Só não sabes exatamente quando começaste a detestar os
domingos à tarde. De manhã havia a missa, e à tarde jogava-se à bola no campo
pelado do largo do convento. Talvez tenha
sido num final de verão, depois das vindimas, quando a miudagem ia ao rabisco [1]…
E passou a ser desoladora, descarnada, esquálida, a vinha do Senhor, depois da
vindima e depois do rabisco …
Seguramente foi algures, no fim da tua infância. No campo
pelado da bola. Três paus a servirem de baliza. Uma baliza sem rede. Daí a
ideia, tão nostálgica quanto tardia, desta
“viagem na tua terra”, desta “viagem ao
fundo da rua da tua infância”, a rua dos
Valados…
A infância é, metaforicamente falando, uma rua. Labiríntica. E, como todas as ruas, tem
um começo e tem um fim. E é atravessada por ruelas e becos. E, como todos os labirintos , tem um fio de
Ariadne. Pode ser uma rua mais ou menos comprida, ou até ter uma praça, um
largo, um chafariz. Com casas de um lado e do outro. Mas toda a rua tem um
princípio e um fim, tem um cabo, tem um fundo.

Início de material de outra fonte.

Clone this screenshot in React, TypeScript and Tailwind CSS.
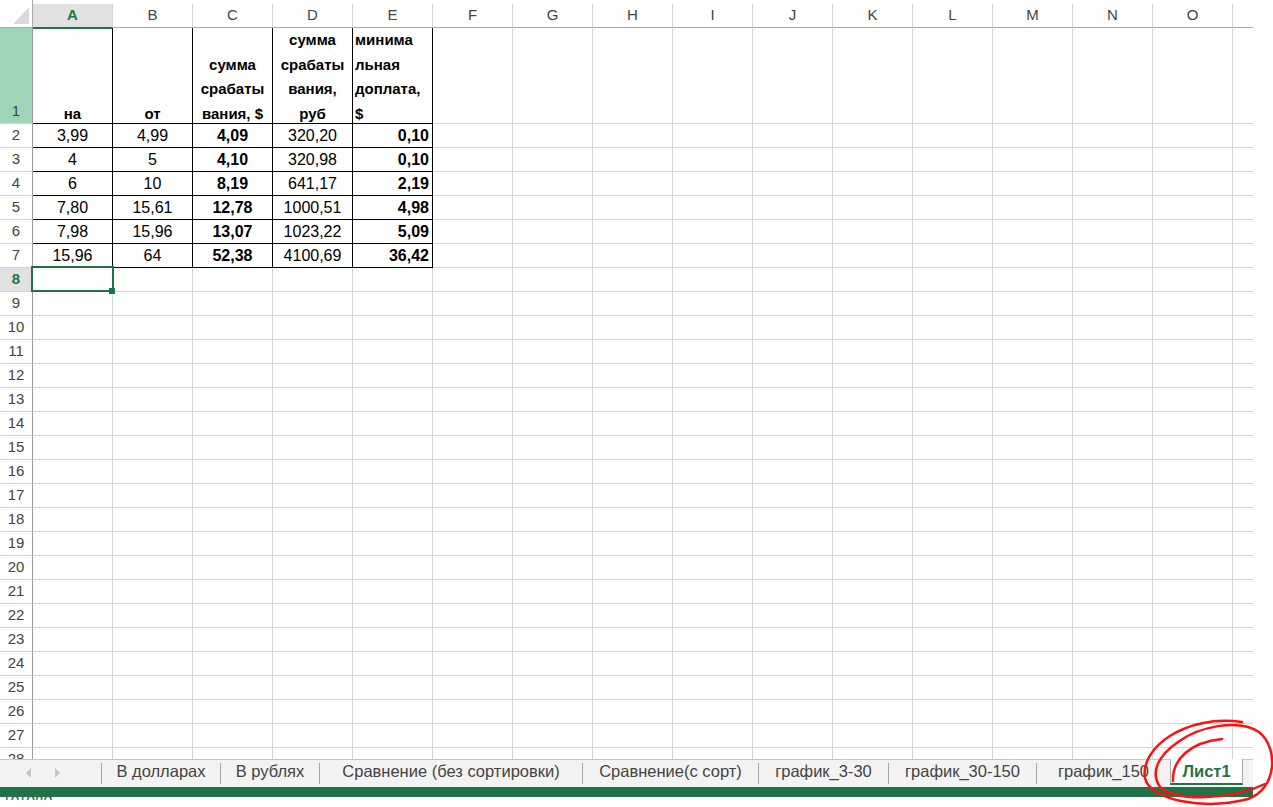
import React from 'react';

const COLS = ['A', 'B', 'C', 'D', 'E', 'F', 'G', 'H', 'I', 'J', 'K', 'L', 'M', 'N', 'O'];

const DATA: string[][] = [
  ['3,99', '4,99', '4,09', '320,20', '0,10'],
  ['4', '5', '4,10', '320,98', '0,10'],
  ['6', '10', '8,19', '641,17', '2,19'],
  ['7,80', '15,61', '12,78', '1000,51', '4,98'],
  ['7,98', '15,96', '13,07', '1023,22', '5,09'],
  ['15,96', '64', '52,38', '4100,69', '36,42'],
];

const TABS: { label: string; w: string }[] = [
  { label: 'В долларах', w: 'w-[118px]' },
  { label: 'В рублях', w: 'w-[98px]' },
  { label: 'Сравнение (без сортировки)', w: 'w-[262px]' },
  { label: 'Сравнение(с сорт)', w: 'w-[175px]' },
  { label: 'график_3-30', w: 'w-[129px]' },
  { label: 'график_30-150', w: 'w-[147px]' },
  { label: 'график_150', w: 'w-[133px]' },
];

function HeaderRow() {
  return (
    <div className="flex h-[28px]">
      <div className="w-[33px] h-full border-r border-b border-[#ababab] bg-white relative">
        <svg width="32" height="27" className="absolute left-0 top-0">
          <polygon points="29,7 29,24 13,24" fill="#dadada" />
        </svg>
      </div>
      {COLS.map((c) => (
        <div key={c} className="w-[80px] h-full pt-[4px] flex flex-col bg-white">
          {c === 'A' ? (
            <div className="flex-1 flex items-center justify-center bg-[#e1e1e1] border-r border-r-[#d4d4d4] border-b-2 border-b-[#217346] font-bold text-[#217346] text-[15px]">
              {c}
            </div>
          ) : (
            <div className="flex-1 flex items-center justify-center border-r border-r-[#d4d4d4] border-b border-b-[#ababab] text-[#444] text-[15px]">
              {c}
            </div>
          )}
        </div>
      ))}
      <div className="w-[20px] h-full pt-[4px] flex flex-col bg-white">
        <div className="flex-1 border-b border-b-[#ababab]" />
      </div>
    </div>
  );
}

function Row1() {
  const hdr = 'w-[80px] h-full border-r border-b border-black flex flex-col justify-end font-bold text-[15px] leading-[24.4px] text-black';
  return (
    <div className="flex h-[96px]">
      <div className="w-[33px] h-full bg-[#9fd5b7] border-r border-r-[#9b9b9b] border-b border-b-[#d4d4d4] flex items-end justify-center text-[15px] text-[#444] pb-[1px]">
        1
      </div>
      <div className={hdr}>
        <div className="text-center mb-[-3px]">на</div>
      </div>
      <div className={hdr}>
        <div className="text-center mb-[-3px]">от</div>
      </div>
      <div className={hdr}>
        <div className="text-center mb-[-3px] whitespace-nowrap">
          <div>сумма</div>
          <div>срабаты</div>
          <div>вания, $</div>
        </div>
      </div>
      <div className={hdr}>
        <div className="text-center mb-[-3px] whitespace-nowrap">
          <div>сумма</div>
          <div>срабаты</div>
          <div>вания,</div>
          <div>руб</div>
        </div>
      </div>
      <div className={hdr}>
        <div className="text-left pl-[2px] mb-[-3px] whitespace-nowrap">
          <div>минима</div>
          <div>льная</div>
          <div>доплата,</div>
          <div>$</div>
        </div>
      </div>
      {COLS.slice(5).map((c) => (
        <div key={c} className="w-[80px] h-full border-r border-b border-[#d4d4d4]" />
      ))}
      <div className="w-[20px] h-full border-b border-[#d4d4d4]" />
    </div>
  );
}

function DataRow({ n }: { n: number }) {
  const vals = n >= 2 && n <= 7 ? DATA[n - 2] : null;
  const selected = n === 8;
  return (
    <div className="flex h-[24px]">
      <div
        className={
          selected
            ? 'w-[33px] h-full bg-[#e1e1e1] border-r border-r-[#9b9b9b] border-b border-b-[#d4d4d4] flex items-center justify-center text-[15px] font-bold text-[#217346]'
            : 'w-[33px] h-full bg-white border-r border-r-[#9b9b9b] border-b border-b-[#d4d4d4] flex items-center justify-center text-[15px] text-[#444]'
        }
      >
        {n}
      </div>
      {COLS.map((c, i) => {
        if (vals && i < 5) {
          const v = vals[i];
          if (i === 4) {
            return (
              <div key={c} className="w-[80px] h-full border-r border-b border-black flex items-center justify-end pr-[3px] text-[16px] font-bold text-black">
                {v}
              </div>
            );
          }
          return (
            <div
              key={c}
              className={
                i === 2
                  ? 'w-[80px] h-full border-r border-b border-black flex items-center justify-center text-[16px] font-bold text-black'
                  : 'w-[80px] h-full border-r border-b border-black flex items-center justify-center text-[16px] text-black'
              }
            >
              {v}
            </div>
          );
        }
        if (selected && i === 0) {
          return (
            <div key={c} className="w-[80px] h-full border-r border-b border-[#d4d4d4] relative">
              <div className="absolute left-[-2px] top-[-2px] w-[83px] h-[26px] border-2 border-[#217346] z-10" />
              <div className="absolute left-[76px] top-[20px] w-[6px] h-[6px] bg-[#217346] z-20" />
            </div>
          );
        }
        return <div key={c} className="w-[80px] h-full border-r border-b border-[#d4d4d4]" />;
      })}
      <div className="w-[20px] h-full border-b border-[#d4d4d4]" />
    </div>
  );
}

function TabBar() {
  return (
    <div className="flex h-[28px] w-[1253px] bg-[#f3f3f3] border-t border-[#c6c6c6] text-[16.5px] text-[#444]">
      <div className="w-[101px] h-full flex items-center pb-[4px] relative">
        <svg width="101" height="27" className="absolute left-0 top-0">
          <polygon points="31,8 31,18 26,13" fill="#c4c4c4" />
          <polygon points="55,8 55,18 60,13" fill="#c4c4c4" />
        </svg>
      </div>
      <div className="w-px h-[21px] mt-[3px] bg-[#a6a6a6]" />
      {TABS.map((t, i) => (
        <React.Fragment key={t.label}>
          <div className={`${t.w} h-full flex items-center justify-center pb-[4px] whitespace-nowrap`}>{t.label}</div>
          {i < TABS.length - 1 && <div className="w-px h-[21px] mt-[3px] bg-[#a6a6a6]" />}
        </React.Fragment>
      ))}
      <div className="w-[73px] h-[26px] mt-[-1px] bg-white border-x border-[#ababab] border-b-2 border-b-[#217346] flex items-center justify-center font-bold text-[#217346] pt-[1px]">
        Лист1
      </div>
    </div>
  );
}

export default function App() {
  const rows: number[] = [];
  for (let i = 2; i <= 28; i++) rows.push(i);
  return (
    <div className="w-[1273px] h-[807px] bg-white overflow-hidden relative font-['Liberation_Sans',Arial,sans-serif]">
      <div className="w-[1253px] h-[759px] overflow-hidden">
        <HeaderRow />
        <Row1 />
        {rows.map((n) => (
          <DataRow key={n} n={n} />
        ))}
      </div>
      <TabBar />
      <div className="w-[1253px] h-[10px] bg-[#217346]" />
      <div className="h-[3px] overflow-hidden pl-[5px]">
        <div className="text-[16px] leading-[16px] mt-[-5px] text-[#555]">готово</div>
      </div>
      <svg className="absolute left-0 top-0 pointer-events-none" width="1273" height="807">
        <path
          d="M1173,781 C1172,760 1190,742 1222,739"
          fill="none"
          stroke="#ff1010"
          strokeWidth="2.5"
          strokeLinecap="round"
        />
        <path
          d="M1242,722 C1185,714 1140,748 1145,778 C1150,801 1205,810 1248,799 C1277,789 1279,748 1259,732 C1238,718 1198,727 1178,742 C1158,756 1150,772 1160,787 C1176,802 1232,800 1265,784"
          fill="none"
          stroke="#ff1010"
          strokeWidth="2.5"
          strokeLinecap="round"
        />
      </svg>
    </div>
  );
}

E a infância também. Ou se calhar não tem, porque se prolonga sob a forma de
saudade. Ou nostalgia. Ou memória. Ou do exercício da memória, como lhe queiras chamar. Ou até da recusa em
sair dela, da magia e da segurança da infância. Estás mais inclinado a pensar
que as ruas da infância não têm cabo nem fundo nem fim, são circulares. O que fica na
memória é uma espécie de caleidoscópio ou um “puzzle” onde faltam peças. Ou ainda mais exasperante, no fim, há peças que
não encaixam. Há umas a mais, e outras a menos. E, pior, não encontras mais a
ponta do fio de Ariadne.
Não sabias quantos números de polícia tinha a tua rua. Pouco
mais de meia centena, sessenta e tal, confirmarás mais tarde. Ia do Castelo às Aravessas. Era comprida
naquele tempo. A tua casa era o nº 47. E,
talvez por estranha coincidência ou não, tu tinhas nascido em 1947, no pós-guerra de
todas as guerras. A que deveria ser a última, ouvirás muito mais tarde ao teu
pai. Não herdaste dele o seu saudável otimismo e a genuína crença na bondade
humana. Afinal, nasceste e cresceste em plena guerra fria, dois anos depois de
Hiroshima. Ouvirás falar de Hiroshima. Muito mais tarde. E perceber então todo
o horror de Hiroshima. E o que era o “mal absoluto”.
Sabias lá tu o que se passava pelo mundo, largo e profundo… Nem
muitos menos onde ficava Hiroshima. Não vinha no mapa-múndi da tua escola. O
mundo era a tua rua e pouco mais. A tua aldeia.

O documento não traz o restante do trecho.